STUN: Structured-Then-Unstructured Pruning for Scalable MoE Pruning

TL;DR

This paper introduces a scalable structured pruning method for mixture-of-experts models that outperforms traditional unstructured pruning, significantly reducing computational costs while maintaining model performance.

Contribution

Proposes a novel scalable expert pruning approach leveraging latent structure, outperforming unstructured pruning in large language models.

Findings

Achieves 40% sparsity with minimal performance loss on Snowflake Arctic model.

Requires only one H100 GPU and two hours for pruning large models.

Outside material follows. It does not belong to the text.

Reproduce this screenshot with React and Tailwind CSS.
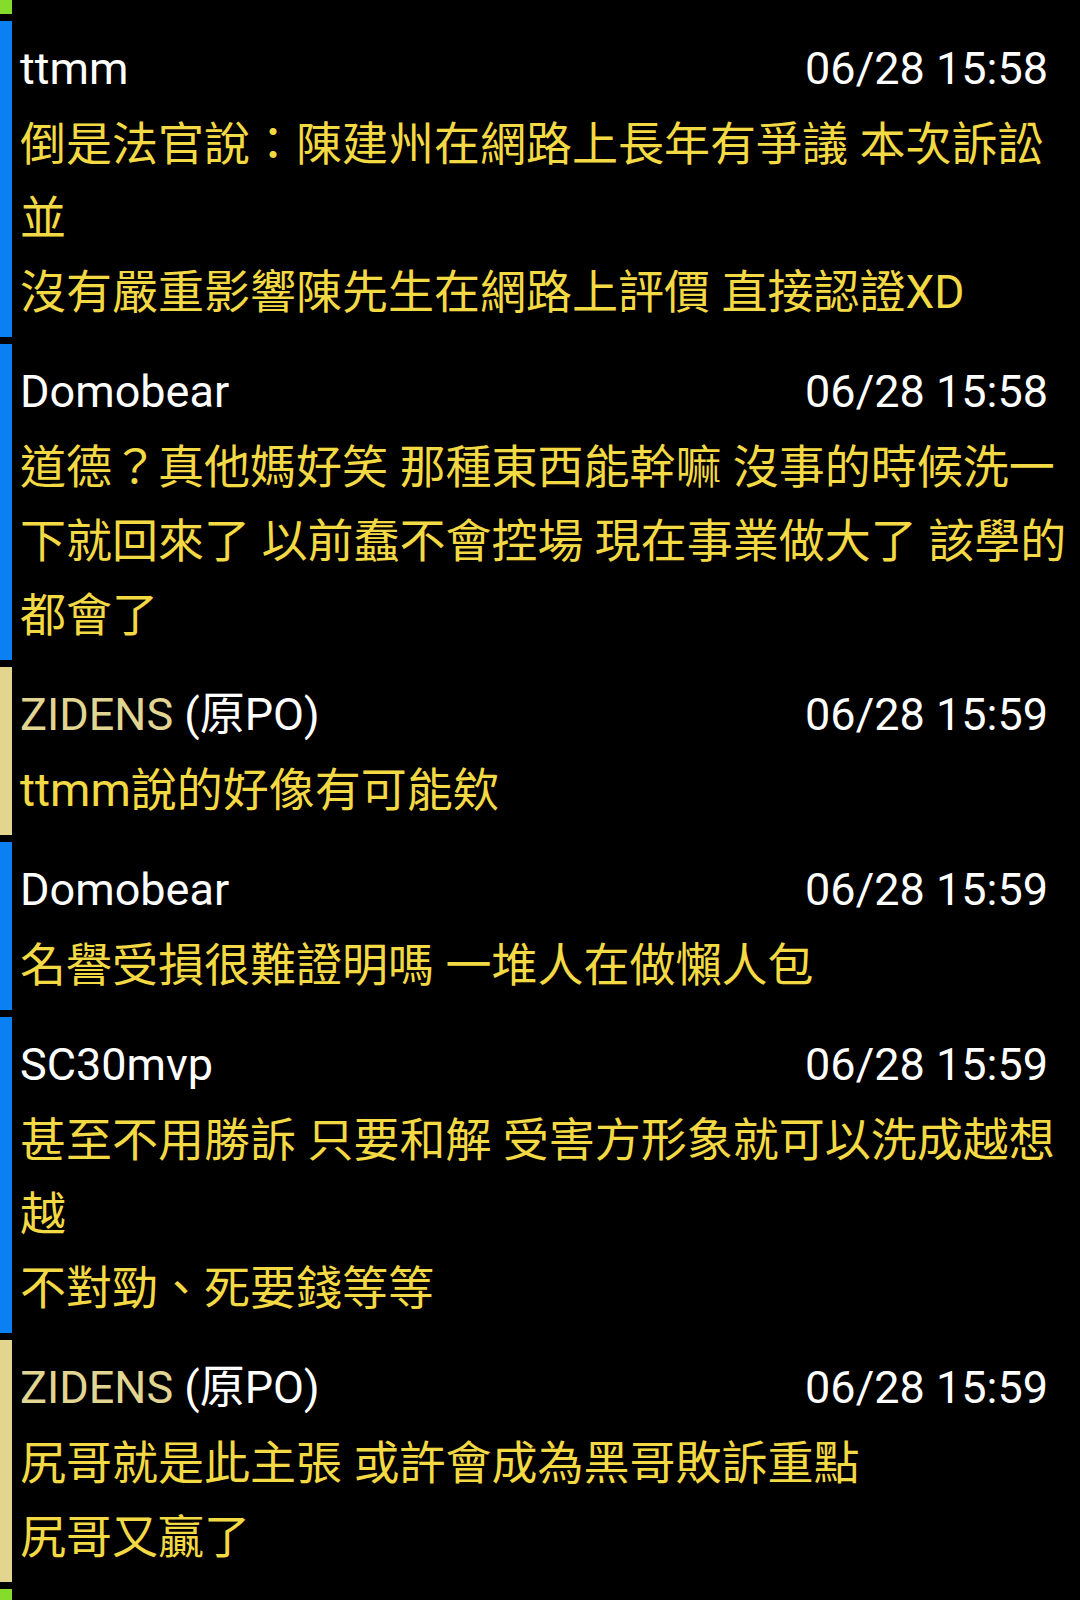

Outperforms state-of-the-art unstructured pruning in generative tasks like GSM8K.

Abstract

Mixture-of-experts (MoEs) have been adopted for reducing inference costs by sparsely activating experts in Large language models (LLMs). Despite this reduction, the massive number of experts in MoEs still makes them expensive to serve. In this paper, we study how to address this, by pruning MoEs. Among pruning methodologies, unstructured pruning has been known to achieve the highest performance for a given pruning ratio, compared to structured pruning, since the latter imposes constraints on the sparsification structure. This is intuitive, as the solution space of unstructured pruning subsumes that of structured pruning. However, our counterintuitive finding reveals that expert pruning, a form of structured pruning, can actually precede unstructured pruning to outperform unstructured-only pruning. As existing expert pruning, requiring $O(\frac{k^n}{\sqrt{n}})$ forward passes for $n$ experts, cannot scale for recent MoEs, we propose a scalable alternative with $O(1)$ complexity, yet outperforming the more expensive methods. The key idea is leveraging a latent structure between experts, based on behavior similarity, such that the greedy decision of whether to prune closely captures the joint pruning effect. Ours is highly effective -- for Snowflake Arctic, a 480B-sized MoE with 128 experts, our method needs only one H100 and two hours to achieve nearly no loss in performance with 40% sparsity, even in generative tasks such as GSM8K, where state-of-the-art unstructured pruning fails to. The code will be made publicly available.